Reaching this place with myself has been hard-fought. It is obvious, when I think of my younger self, that I have always wanted to get here. She was an angry girl. She wanted to be a warrior for women everywhere. She would, like Erik Draven in The Crow, find every perpetrator of violence (physical or otherwise) against women and beat that person to a bloody pulp, take away their power and their agency. (You dare make me uncomfortable in my body! I’ll show you uncomfortable!) It is amazing, just writing those words, how easy it is to still feel the rage of that young woman. I spent a lot of time cultivating that anger.

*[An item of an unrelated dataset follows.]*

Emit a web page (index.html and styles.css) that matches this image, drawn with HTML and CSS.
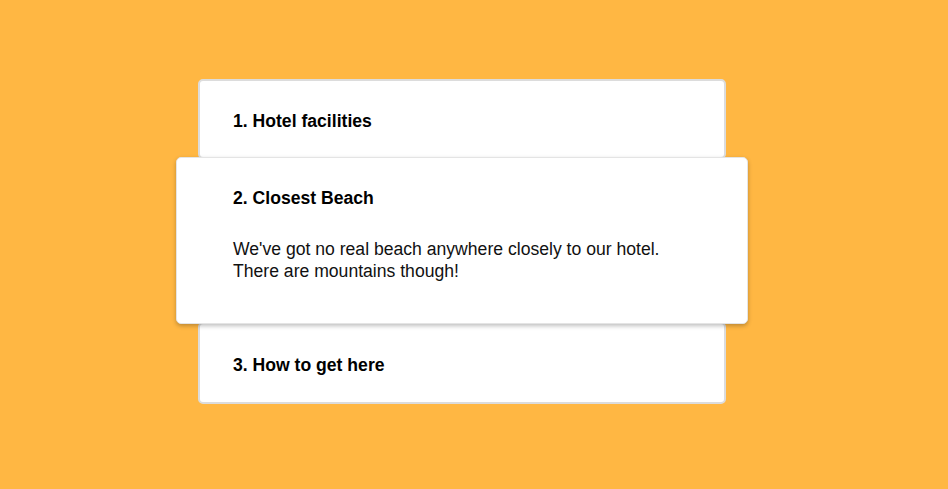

It was a false sense of strength, but I used it. I lashed out in words, thinly veiled diatribes in fictional form, but my words gave pause to other young women in my class who were feeling similar things. I shared this writing with girls in my high school, and for a time, I was a mini-celebrity among the other frustrated young women (and a few young men) of my class. The anger was not useful, but the outrage may have been.

For a long time, I forgot this part of me. In the arms of a good relationship, I grew a bit complacent, I think. I had a hard time connecting with the righteous anger that I needed to rewrite young Armina. When I was once again introduced to anger at a man who was directly in my life, and also a young woman who seems to desperately want to be a young man, I remembered myself as a young woman...so desperate herself to just be comfortable in her body. I, too, wished to be a boy when I was little. I would tuck my hair up under a baseball hat, trying to imagine my feminine roundness away. (And I was a round 7 year old.) I thought, perhaps not consciously, that the answer to being comfortable in my skin was to be a boy. That faded, of course, but my discomfort in my femininity did not.

I’ve only just now started referring to my peers and myself as women. This is not so much an age thing (though we are nearing our venerable third decade), as it is a desire to leave behind a diminutive. Woman, with all its baggage of disenfranchisement and inequality, is also the strongest thing to be, and I’m embracing that anew…or perhaps for the first time. It blows me away that humanity is still alive and kicking sometimes, and that is women. My ancestresses have pushed through feelings of unimaginable frustration, feeling love for their families, but perhaps equally boxed in, without other options.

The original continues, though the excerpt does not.